La définition de narco-Etat est très compliquée à utiliser. Aucun cartel ne cherche à mener les affaires étrangères ou l’éducation d’un Etat. Il ne remplacera pas l’Etat ainsi. Ce que veulent les cartels, c’est pouvoir faire leurs affaires tranquillement et avec le plus de liberté possible, ce qui inclut la liberté de pouvoir tuer ou voler les concurrents ou les personnes gênantes. 

Aujourd’hui, il y a de tout : des policiers et des militaires se battent vraiment contre les cartels, mais la corruption est également présente. Les policiers locaux dans certaines zones sont notoirement corrompus et le ministre de la Défense a été mis en cause et arrêté par les Américains. Bref, tout n’est pas blanc ou noir. 

Je pense justement que la corruption, si elle n’est pas systématique, est un des principaux obstacles qui empêchent de gagner cette guerre de la drogue. Mais il faut le dire, la mise en cause des cartels est plus que légitime, mais les cartels n’existaient pas avant la révolution hippie des années 1960. Sans consommateurs, il n’y a pas de producteurs et donc pas de cartels.

Comment le pays pourrait-il se sortir de cette sombre période qui en coûte autant au gouvernement qu'aux habitants ?

Je pense qu’une partie de la réponse se situe de l’autre côté de la frontière, côté américain. Si les Américains font un excellent travail du point de vue répressif, ils oublient trop souvent à mon goût, l’idée de la politique culturelle. La consommation doit baisser. La drogue est devenue cool dans les années 1960, lorsque la culture ambiante l’autorisait progressivement, et c’est là que les trafics sont nés. A l’inverse, l’Etat chinois a vaincu l’opium à l’époque où la propagande assimilait la prise de l’opium à un acte de trahison nationale. 

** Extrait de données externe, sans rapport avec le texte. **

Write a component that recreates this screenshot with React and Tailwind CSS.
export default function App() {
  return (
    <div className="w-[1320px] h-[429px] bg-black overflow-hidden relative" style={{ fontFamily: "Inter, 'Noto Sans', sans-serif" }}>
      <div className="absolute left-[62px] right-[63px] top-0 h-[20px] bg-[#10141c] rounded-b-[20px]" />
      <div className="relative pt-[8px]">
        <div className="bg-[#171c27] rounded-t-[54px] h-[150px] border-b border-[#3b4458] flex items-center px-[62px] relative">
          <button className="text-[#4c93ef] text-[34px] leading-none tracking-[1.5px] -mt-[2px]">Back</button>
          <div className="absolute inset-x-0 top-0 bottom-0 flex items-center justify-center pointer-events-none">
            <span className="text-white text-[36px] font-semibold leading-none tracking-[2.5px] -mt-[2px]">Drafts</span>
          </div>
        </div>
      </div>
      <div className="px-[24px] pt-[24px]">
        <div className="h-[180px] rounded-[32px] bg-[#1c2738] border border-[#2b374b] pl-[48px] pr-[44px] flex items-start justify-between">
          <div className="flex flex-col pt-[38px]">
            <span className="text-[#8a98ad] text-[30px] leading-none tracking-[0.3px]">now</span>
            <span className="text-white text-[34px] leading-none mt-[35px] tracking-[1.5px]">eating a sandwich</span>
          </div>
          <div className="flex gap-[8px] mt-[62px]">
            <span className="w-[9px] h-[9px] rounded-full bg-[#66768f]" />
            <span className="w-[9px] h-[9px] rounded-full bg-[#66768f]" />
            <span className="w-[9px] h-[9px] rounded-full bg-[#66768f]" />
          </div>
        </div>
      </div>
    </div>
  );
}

La guerre culturelle est indispensable, et c’est dans les pays consommateurs qu’il faut la mener.

Le gouvernement envisage de libérer el Chapo, qu'est-ce que cela révèle de la perte de ferveur avec laquelle le gouvernement se bat contre le trafic de drogue ?

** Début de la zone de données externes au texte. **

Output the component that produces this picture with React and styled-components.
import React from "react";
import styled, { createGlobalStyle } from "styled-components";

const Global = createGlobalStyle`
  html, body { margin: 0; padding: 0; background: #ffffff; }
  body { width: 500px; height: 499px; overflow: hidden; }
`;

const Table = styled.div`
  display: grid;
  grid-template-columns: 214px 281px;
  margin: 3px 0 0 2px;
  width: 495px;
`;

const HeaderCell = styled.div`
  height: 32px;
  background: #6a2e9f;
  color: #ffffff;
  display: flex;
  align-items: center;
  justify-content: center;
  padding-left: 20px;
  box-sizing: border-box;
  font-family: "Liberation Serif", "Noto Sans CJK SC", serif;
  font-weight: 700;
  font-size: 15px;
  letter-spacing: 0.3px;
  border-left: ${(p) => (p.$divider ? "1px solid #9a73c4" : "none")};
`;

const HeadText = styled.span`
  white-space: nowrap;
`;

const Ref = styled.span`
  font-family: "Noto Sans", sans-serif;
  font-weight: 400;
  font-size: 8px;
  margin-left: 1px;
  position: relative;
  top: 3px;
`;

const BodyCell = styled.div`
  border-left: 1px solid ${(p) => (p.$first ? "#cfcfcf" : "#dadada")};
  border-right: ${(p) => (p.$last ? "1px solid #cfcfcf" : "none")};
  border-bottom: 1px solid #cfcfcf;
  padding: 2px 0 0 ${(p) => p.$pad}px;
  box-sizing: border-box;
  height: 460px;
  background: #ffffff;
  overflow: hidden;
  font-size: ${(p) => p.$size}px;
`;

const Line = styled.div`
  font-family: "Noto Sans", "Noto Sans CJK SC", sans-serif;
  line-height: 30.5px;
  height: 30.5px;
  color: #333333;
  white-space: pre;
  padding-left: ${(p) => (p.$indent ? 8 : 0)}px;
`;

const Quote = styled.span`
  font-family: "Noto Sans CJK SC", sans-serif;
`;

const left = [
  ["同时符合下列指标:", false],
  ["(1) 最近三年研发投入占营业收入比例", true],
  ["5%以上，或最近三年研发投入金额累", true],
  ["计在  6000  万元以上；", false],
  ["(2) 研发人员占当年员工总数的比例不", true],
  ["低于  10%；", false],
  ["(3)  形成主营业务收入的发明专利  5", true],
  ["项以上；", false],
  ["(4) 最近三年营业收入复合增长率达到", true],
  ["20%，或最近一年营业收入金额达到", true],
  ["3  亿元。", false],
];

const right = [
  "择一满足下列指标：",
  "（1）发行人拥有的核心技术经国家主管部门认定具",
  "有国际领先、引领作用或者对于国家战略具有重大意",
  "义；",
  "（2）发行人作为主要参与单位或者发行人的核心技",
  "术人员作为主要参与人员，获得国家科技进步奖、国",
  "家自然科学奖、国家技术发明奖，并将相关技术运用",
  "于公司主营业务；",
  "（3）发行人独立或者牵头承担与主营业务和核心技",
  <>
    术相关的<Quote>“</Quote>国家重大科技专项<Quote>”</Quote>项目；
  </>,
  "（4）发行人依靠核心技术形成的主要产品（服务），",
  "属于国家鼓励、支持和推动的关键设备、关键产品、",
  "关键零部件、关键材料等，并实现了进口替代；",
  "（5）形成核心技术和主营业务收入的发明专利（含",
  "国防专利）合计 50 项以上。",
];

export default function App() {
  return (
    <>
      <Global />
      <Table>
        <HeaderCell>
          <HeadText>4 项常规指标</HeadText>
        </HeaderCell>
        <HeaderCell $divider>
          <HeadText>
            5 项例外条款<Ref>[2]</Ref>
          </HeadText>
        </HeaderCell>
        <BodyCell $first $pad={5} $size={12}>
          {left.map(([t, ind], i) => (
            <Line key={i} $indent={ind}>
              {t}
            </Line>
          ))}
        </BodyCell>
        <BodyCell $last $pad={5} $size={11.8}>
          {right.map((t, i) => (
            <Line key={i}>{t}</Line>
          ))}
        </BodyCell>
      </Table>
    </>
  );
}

Le gouvernement mexicain est pris entre deux feux en permanence : les cartels sont là, ils font vivre des gens et donnent du pouvoir à d’autres gens, qui vont l’utiliser pour influencer l’Etat. Sans parler de corruption généralisée, au mieux, le Président mexicain tente de ménager tout le monde y compris les cartels, car il a été élu sur une campagne de fin de la guerre contre la drogue. Je ne suis pas sûr que l’idée soit efficace et elle peut être potentiellement très dangereuse car elle pourrait donner de l’influence aux cartels jusqu’à un point où ils seraient complètement incontournables. 

Quelles leçons tirer de la situation Mexicaine pour la France ?

Arrive en France une immense vague de cocaïne, venue d’Amérique du Sud et notamment des cartels mexicains, qui viennent via l’Espagne ou le Benelux. Si la France veut stopper dès maintenant l’expansion du trafic, je vois 2 solutions : d’abord, une solution répressive qui concerne principalement la Justice. La Justice doit prononcer des peines beaucoup plus fermes qu’actuellement et doit porter une attention particulière à ces trafics. Deuxièmement : le volet culturel. La drogue doit être présentée pour ce qu’elle est, c’est-à-dire un produit nuisible pour la santé et qui enrichit les pires organisations criminelles. On ne sait pas assez que les cartels tuent, mutilent, torturent leurs ennemis, parfois au hasard. Chaque gramme de cocaïne dans une narine française est un billet de 100€ pour que des trafiquants achètent des armes et tuent des hommes, des femmes et des enfants. Responsabilisons les gens.